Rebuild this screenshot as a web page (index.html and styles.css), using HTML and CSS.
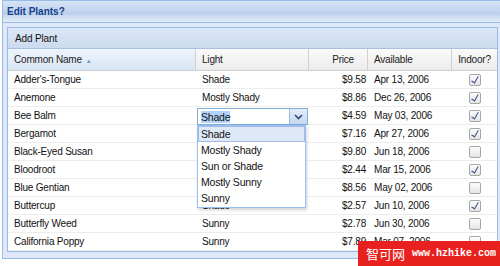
FILE: index.html
```html
<!DOCTYPE html>
<html>
<head>
<meta charset="utf-8">
<link rel="stylesheet" href="styles.css">
</head>
<body>
<div class="win">
  <div class="win-title">Edit Plants?</div>
  <div class="win-body">
    <div class="panel">
      <div class="tbar"><span class="tbtn">Add Plant</span></div>
      <div class="grid">
        <div class="row hrow">
          <div class="hc sorted">Common Name <span class="sort">&#9650;</span></div>
          <div class="hc">Light</div>
          <div class="hc num">Price</div>
          <div class="hc">Available</div>
          <div class="hc ctr">Indoor?</div>
        </div>
        <div class="row"><div class="c">Adder's-Tongue</div><div class="c">Shade</div><div class="c num">$9.58</div><div class="c">Apr 13, 2006</div><div class="c ctr"><span class="cb on"></span></div></div>
        <div class="row"><div class="c">Anemone</div><div class="c">Mostly Shady</div><div class="c num">$8.86</div><div class="c">Dec 26, 2006</div><div class="c ctr"><span class="cb on"></span></div></div>
        <div class="row"><div class="c">Bee Balm</div><div class="c"></div><div class="c num">$4.59</div><div class="c">May 03, 2006</div><div class="c ctr"><span class="cb on"></span></div></div>
        <div class="row"><div class="c">Bergamot</div><div class="c"></div><div class="c num">$7.16</div><div class="c">Apr 27, 2006</div><div class="c ctr"><span class="cb on"></span></div></div>
        <div class="row"><div class="c">Black-Eyed Susan</div><div class="c"></div><div class="c num">$9.80</div><div class="c">Jun 18, 2006</div><div class="c ctr"><span class="cb"></span></div></div>
        <div class="row"><div class="c">Bloodroot</div><div class="c"></div><div class="c num">$2.44</div><div class="c">Mar 15, 2006</div><div class="c ctr"><span class="cb on"></span></div></div>
        <div class="row"><div class="c">Blue Gentian</div><div class="c"></div><div class="c num">$8.56</div><div class="c">May 02, 2006</div><div class="c ctr"><span class="cb"></span></div></div>
        <div class="row"><div class="c">Buttercup</div><div class="c">Shade</div><div class="c num">$2.57</div><div class="c">Jun 10, 2006</div><div class="c ctr"><span class="cb on"></span></div></div>
        <div class="row"><div class="c">Butterfly Weed</div><div class="c">Sunny</div><div class="c num">$2.78</div><div class="c">Jun 30, 2006</div><div class="c ctr"><span class="cb"></span></div></div>
        <div class="row"><div class="c">California Poppy</div><div class="c">Sunny</div><div class="c num">$7.89</div><div class="c">Mar 07, 2006</div><div class="c ctr"><span class="cb"></span></div></div>
      </div>
    </div>
  </div>
</div>

<div class="combo">
  <span class="combo-text"><span class="sel">Shade</span></span>
  <span class="trigger"><svg width="9" height="6" viewBox="0 0 9 6"><path d="M1 1 L4.5 4.5 L8 1" fill="none" stroke="#2c4a78" stroke-width="1.6"/></svg></span>
</div>
<div class="list">
  <div class="item hot">Shade</div>
  <div class="item">Mostly Shady</div>
  <div class="item">Sun or Shade</div>
  <div class="item">Mostly Sunny</div>
  <div class="item">Sunny</div>
</div>

<div class="watermark"><span class="wm-cn">智可网</span><span class="wm-url">www.hzhike.com</span></div>
</body>
</html>
```

FILE: styles.css
```css
html, body {
  margin: 0;
  padding: 0;
  width: 500px;
  height: 266px;
  overflow: hidden;
  background: #ffffff;
  font-family: "Liberation Sans", Arial, sans-serif;
  font-size: 10px;
  color: #111;
}

.win {
  margin-left: 2px;
  width: 510px;
  border: 1px solid #99bbe8;
  background: #dfe8f6;
}

.win-title {
  height: 21px;
  line-height: 22px;
  padding-left: 4px;
  font-weight: bold;
  color: #15428b;
  background: linear-gradient(#d6e3f5 0%, #bcd0ec 60%, #d3e1f3 80%, #e3ecf8 100%);
  border-bottom: 1px solid #99bbe8;
}

.win-body {
  padding: 4px 4px 6px 4px;
}

.panel {
  width: 491px;
  box-sizing: border-box;
  border: 1px solid #99bbe8;
  background: #ffffff;
}

.tbar {
  height: 20px;
  background: linear-gradient(#dce8f6, #cbdaee);
  border-bottom: 1px solid #a9c0e0;
  display: flex;
  align-items: center;
  padding-left: 7px;
  letter-spacing: -0.15px;
}

.grid {
  display: flex;
  flex-direction: column;
}

.row {
  display: grid;
  grid-template-columns: 188px 113px 59px 84px 45px;
  height: 17px;
  border-bottom: 1px solid #ededed;
  align-items: center;
  letter-spacing: -0.2px;
}

.hrow {
  height: 21px;
  border-bottom: 1px solid #d0d0d0;
  background: linear-gradient(#fafafa, #ececec);
  align-items: stretch;
}

.hc {
  display: flex;
  align-items: center;
  padding-left: 6px;
  border-right: 1px solid #d0d0d0;
  color: #222;
}

.hc.sorted {
  background: linear-gradient(#eef4fc, #d9e5f4);
}

.hc.num {
  justify-content: flex-end;
  padding-right: 13px;
}

.hc.ctr {
  justify-content: center;
  padding-left: 0;
  border-right: none;
}

.sort {
  font-size: 6px;
  color: #7496c8;
  margin-left: 4px;
  position: relative;
  top: 1px;
}

.c {
  padding-left: 6px;
  white-space: nowrap;
  overflow: hidden;
}

.c.num {
  text-align: right;
  padding-right: 2px;
}

.c.ctr {
  display: flex;
  justify-content: center;
  padding-left: 0;
}

.cb {
  display: inline-block;
  box-sizing: border-box;
  width: 12px;
  height: 12px;
  border: 1px solid #a8a8a8;
  border-radius: 2px;
  background: linear-gradient(#fdfdfd, #e4e4e4);
  position: relative;
}

.cb.on::after {
  content: "";
  position: absolute;
  left: 3px;
  top: 0px;
  width: 3px;
  height: 7px;
  border-right: 1.5px solid #3b4d8c;
  border-bottom: 1px solid #3b4d8c;
  transform: rotate(30deg);
}

.combo {
  position: absolute;
  left: 197px;
  top: 108px;
  width: 111px;
  height: 17px;
  box-sizing: border-box;
  border: 1px solid #7eadd9;
  background: #fff;
  display: flex;
  align-items: center;
}

.combo-text {
  flex: 1;
  padding-left: 3px;
  letter-spacing: -0.2px;
  font-size: 10.5px;
}

.sel {
  background: #b4d3f9;
}

.trigger {
  width: 17px;
  height: 15px;
  border-left: 1px solid #9bbbe0;
  background: linear-gradient(#e5eefa, #c4d6ef);
  display: flex;
  align-items: center;
  justify-content: center;
}

.list {
  position: absolute;
  left: 197px;
  top: 125px;
  width: 109px;
  box-sizing: border-box;
  border: 1px solid #98c0f4;
  background: #fff;
  box-shadow: 1px 2px 3px rgba(0, 0, 0, 0.18);
  padding-bottom: 1px;
}

.item {
  height: 16px;
  line-height: 16px;
  padding-left: 3px;
  box-sizing: border-box;
  letter-spacing: -0.2px;
  font-size: 10.5px;
}

.item.hot {
  background: #dfe8f6;
  border: 1px solid #a3bae9;
  line-height: 14px;
  padding-left: 2px;
}

.watermark {
  position: absolute;
  left: 358px;
  top: 241px;
  width: 142px;
  height: 25px;
  background: #e8211e;
  color: #fff;
  display: flex;
  align-items: center;
  padding-left: 8px;
  box-sizing: border-box;
}

.wm-cn {
  font-family: "Noto Sans CJK SC", sans-serif;
  font-size: 13px;
  margin-right: 7px;
}

.wm-url {
  font-family: "Liberation Mono", monospace;
  font-size: 10px;
  font-weight: bold;
}
```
= = = = =
Retype each line of the listing above word for word. Exclude the pictures.

● **TASK RESULT**
Rebuild this screenshot as a web page (index.html and styles.css), using HTML and CSS.
FILE: index.html
```html
<!DOCTYPE html>
<html>
<head>
<meta charset="utf-8">
<link rel="stylesheet" href="styles.css">
</head>
<body>
<div class="win">
  <div class="win-title">Edit Plants?</div>
  <div class="win-body">
    <div class="panel">
      <div class="tbar"><span class="tbtn">Add Plant</span></div>
      <div class="grid">
        <div class="row hrow">
          <div class="hc sorted">Common Name <span class="sort">&#9650;</span></div>
          <div class="hc">Light</div>
          <div class="hc num">Price</div>
          <div class="hc">Available</div>
          <div class="hc ctr">Indoor?</div>
        </div>
        <div class="row"><div class="c">Adder's-Tongue</div><div class="c">Shade</div><div class="c num">$9.58</div><div class="c">Apr 13, 2006</div><div class="c ctr"><span class="cb on"></span></div></div>
        <div class="row"><div class="c">Anemone</div><div class="c">Mostly Shady</div><div class="c num">$8.86</div><div class="c">Dec 26, 2006</div><div class="c ctr"><span class="cb on"></span></div></div>
        <div class="row"><div class="c">Bee Balm</div><div class="c"></div><div class="c num">$4.59</div><div class="c">May 03, 2006</div><div class="c ctr"><span class="cb on"></span></div></div>
        <div class="row"><div class="c">Bergamot</div><div class="c"></div><div class="c num">$7.16</div><div class="c">Apr 27, 2006</div><div class="c ctr"><span class="cb on"></span></div></div>
        <div class="row"><div class="c">Black-Eyed Susan</div><div class="c"></div><div class="c num">$9.80</div><div class="c">Jun 18, 2006</div><div class="c ctr"><span class="cb"></span></div></div>
        <div class="row"><div class="c">Bloodroot</div><div class="c"></div><div class="c num">$2.44</div><div class="c">Mar 15, 2006</div><div class="c ctr"><span class="cb on"></span></div></div>
        <div class="row"><div class="c">Blue Gentian</div><div class="c"></div><div class="c num">$8.56</div><div class="c">May 02, 2006</div><div class="c ctr"><span class="cb"></span></div></div>
        <div class="row"><div class="c">Buttercup</div><div class="c">Shade</div><div class="c num">$2.57</div><div class="c">Jun 10, 2006</div><div class="c ctr"><span class="cb on"></span></div></div>
        <div class="row"><div class="c">Butterfly Weed</div><div class="c">Sunny</div><div class="c num">$2.78</div><div class="c">Jun 30, 2006</div><div class="c ctr"><span class="cb"></span></div></div>
        <div class="row"><div class="c">California Poppy</div><div class="c">Sunny</div><div class="c num">$7.89</div><div class="c">Mar 07, 2006</div><div class="c ctr"><span class="cb"></span></div></div>
      </div>
    </div>
  </div>
</div>

<div class="combo">
  <span class="combo-text"><span class="sel">Shade</span></span>
  <span class="trigger"><svg width="9" height="6" viewBox="0 0 9 6"><path d="M1 1 L4.5 4.5 L8 1" fill="none" stroke="#2c4a78" stroke-width="1.6"/></svg></span>
</div>
<div class="list">
  <div class="item hot">Shade</div>
  <div class="item">Mostly Shady</div>
  <div class="item">Sun or Shade</div>
  <div class="item">Mostly Sunny</div>
  <div class="item">Sunny</div>
</div>

<div class="watermark"><span class="wm-cn">智可网</span><span class="wm-url">www.hzhike.com</span></div>
</body>
</html>
```

FILE: styles.css
```css
html, body {
  margin: 0;
  padding: 0;
  width: 500px;
  height: 266px;
  overflow: hidden;
  background: #ffffff;
  font-family: "Liberation Sans", Arial, sans-serif;
  font-size: 10px;
  color: #111;
}

.win {
  margin-left: 2px;
  width: 510px;
  border: 1px solid #99bbe8;
  background: #dfe8f6;
}

.win-title {
  height: 21px;
  line-height: 22px;
  padding-left: 4px;
  font-weight: bold;
  color: #15428b;
  background: linear-gradient(#d6e3f5 0%, #bcd0ec 60%, #d3e1f3 80%, #e3ecf8 100%);
  border-bottom: 1px solid #99bbe8;
}

.win-body {
  padding: 4px 4px 6px 4px;
}

.panel {
  width: 491px;
  box-sizing: border-box;
  border: 1px solid #99bbe8;
  background: #ffffff;
}

.tbar {
  height: 20px;
  background: linear-gradient(#dce8f6, #cbdaee);
  border-bottom: 1px solid #a9c0e0;
  display: flex;
  align-items: center;
  padding-left: 7px;
  letter-spacing: -0.15px;
}

.grid {
  display: flex;
  flex-direction: column;
}

.row {
  display: grid;
  grid-template-columns: 188px 113px 59px 84px 45px;
  height: 17px;
  border-bottom: 1px solid #ededed;
  align-items: center;
  letter-spacing: -0.2px;
}

.hrow {
  height: 21px;
  border-bottom: 1px solid #d0d0d0;
  background: linear-gradient(#fafafa, #ececec);
  align-items: stretch;
}

.hc {
  display: flex;
  align-items: center;
  padding-left: 6px;
  border-right: 1px solid #d0d0d0;
  color: #222;
}

.hc.sorted {
  background: linear-gradient(#eef4fc, #d9e5f4);
}

.hc.num {
  justify-content: flex-end;
  padding-right: 13px;
}

.hc.ctr {
  justify-content: center;
  padding-left: 0;
  border-right: none;
}

.sort {
  font-size: 6px;
  color: #7496c8;
  margin-left: 4px;
  position: relative;
  top: 1px;
}

.c {
  padding-left: 6px;
  white-space: nowrap;
  overflow: hidden;
}

.c.num {
  text-align: right;
  padding-right: 2px;
}

.c.ctr {
  display: flex;
  justify-content: center;
  padding-left: 0;
}

.cb {
  display: inline-block;
  box-sizing: border-box;
  width: 12px;
  height: 12px;
  border: 1px solid #a8a8a8;
  border-radius: 2px;
  background: linear-gradient(#fdfdfd, #e4e4e4);
  position: relative;
}

.cb.on::after {
  content: "";
  position: absolute;
  left: 3px;
  top: 0px;
  width: 3px;
  height: 7px;
  border-right: 1.5px solid #3b4d8c;
  border-bottom: 1px solid #3b4d8c;
  transform: rotate(30deg);
}

.combo {
  position: absolute;
  left: 197px;
  top: 108px;
  width: 111px;
  height: 17px;
  box-sizing: border-box;
  border: 1px solid #7eadd9;
  background: #fff;
  display: flex;
  align-items: center;
}

.combo-text {
  flex: 1;
  padding-left: 3px;
  letter-spacing: -0.2px;
  font-size: 10.5px;
}

.sel {
  background: #b4d3f9;
}

.trigger {
  width: 17px;
  height: 15px;
  border-left: 1px solid #9bbbe0;
  background: linear-gradient(#e5eefa, #c4d6ef);
  display: flex;
  align-items: center;
  justify-content: center;
}

.list {
  position: absolute;
  left: 197px;
  top: 125px;
  width: 109px;
  box-sizing: border-box;
  border: 1px solid #98c0f4;
  background: #fff;
  box-shadow: 1px 2px 3px rgba(0, 0, 0, 0.18);
  padding-bottom: 1px;
}

.item {
  height: 16px;
  line-height: 16px;
  padding-left: 3px;
  box-sizing: border-box;
  letter-spacing: -0.2px;
  font-size: 10.5px;
}

.item.hot {
  background: #dfe8f6;
  border: 1px solid #a3bae9;
  line-height: 14px;
  padding-left: 2px;
}

.watermark {
  position: absolute;
  left: 358px;
  top: 241px;
  width: 142px;
  height: 25px;
  background: #e8211e;
  color: #fff;
  display: flex;
  align-items: center;
  padding-left: 8px;
  box-sizing: border-box;
}

.wm-cn {
  font-family: "Noto Sans CJK SC", sans-serif;
  font-size: 13px;
  margin-right: 7px;
}

.wm-url {
  font-family: "Liberation Mono", monospace;
  font-size: 10px;
  font-weight: bold;
}
```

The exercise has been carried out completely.